The Tinubu Stakeholders Forum (TSF) has commended the Federal Government’s approval of a $500 million annual investment in the National Research and Innovation Development Fund (NRIDF), describing it as a major step toward building a knowledge driven economy.
In a statement signed by its Chairman, Ahmad Sajoh, and Secretary, Danjuma Sada, the Forum said the initiative represents one of the most strategic investments in research, science, innovation, and technology in Nigeria’s history.
According to TSF, the establishment of the NRIDF signals a deliberate shift toward creating a productivity driven, innovation powered, and globally competitive economy.
The group noted that Nigeria’s research ecosystem has for years suffered from inadequate funding, obsolete infrastructure, weak industry collaboration, poor intellectual property protection, limited commercialisation pathways, and insufficient venture financing.
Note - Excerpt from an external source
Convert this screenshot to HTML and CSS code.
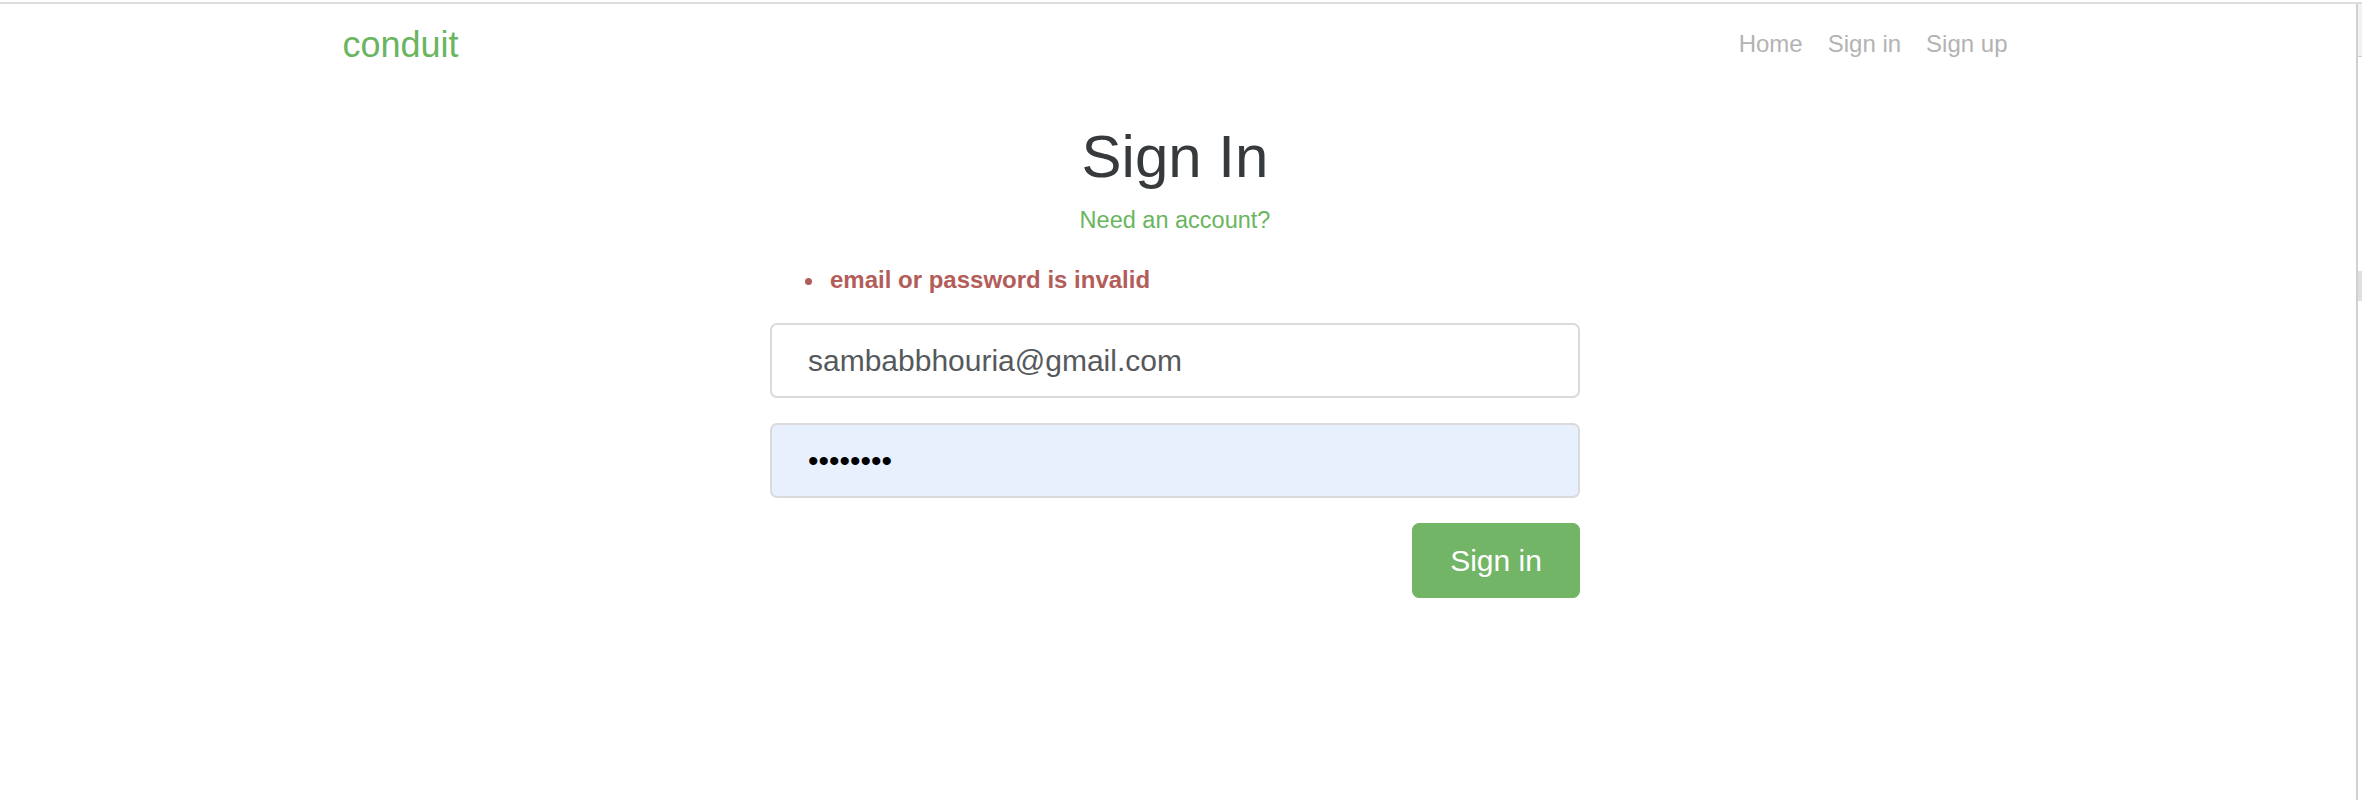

It said these challenges have prevented many scientific discoveries and technological innovations developed in Nigerian universities and research institutions from evolving into scalable industries, commercial products, and export opportunities.
TSF further observed that the disconnect between academia, industry, government institutions, and investors has weakened Nigeria’s industrial competitiveness and slowed its transition into a modern knowledge economy.
The Forum also lamented Nigeria’s low investment in research and development compared to global standards, adding that poor support systems have contributed to the migration of Nigerian scientists, engineers, researchers, and technology professionals to foreign countries.
The Group described the NRIDF as a bold and timely intervention capable of addressing structural barriers limiting innovation, industrialization, productivity, and economic diversification.
TSF praised the Federal Government’s plan to create a coordinated framework linking universities, research institutes, startups, industries, innovators, development institutions, and policymakers around national development priorities.
According to the Forum, the emphasis on competitive research grants, innovation infrastructure, technology transfer, commercialisation of research outcomes, and human capital development demonstrates an understanding that modern economies are increasingly driven by innovation and knowledge systems.
The statement stressed that countries that achieved rapid industrialization and sustained economic growth did so through deliberate investment in research and development.
It added that Nigeria cannot attain sustainable industrialization or long term competitiveness while remaining dependent on imported technologies and raw commodity exports.
TSF therefore described the Tinubu administration’s decision to commit up to $500 million annually to research and innovation as visionary and economically strategic.
The Forum noted that the initiative aligns with President Bola Tinubu’s vision of building a $1 trillion economy, arguing that no country can attain such economic status without sustained investment in science, technology, innovation, and industrial productivity.
It said a strong innovation ecosystem would help expand manufacturing capacity, improve productivity, strengthen food security, support renewable energy development, deepen digital transformation, improve healthcare systems, and create globally competitive industries capable of generating jobs and export earnings.
TSF also welcomed the proposed governance structure of the fund under the Federal Ministry of Innovation, Science and Technology, with oversight by the National Council on Research and Innovation chaired by Vice President Kashim Shettima.
However, the Forum stressed that the credibility and long-
term success of the initiative would depend on transparency, merit, institutional independence, competitiveness, and measurable outcomes.
It urged the Federal Government to ensure that the implementation framework is protected from political interference and supported by independent review mechanisms that evaluate projects based on scientific quality, innovation potential, national relevance, commercial viability, and developmental impact.
The group also called for complementary reforms in intellectual property protection, patent registration systems, laboratory infrastructure, innovation financing, technology incubation, and private sector incentives to ensure that research outputs from Nigerian institutions are successfully commercialised and integrated into industry.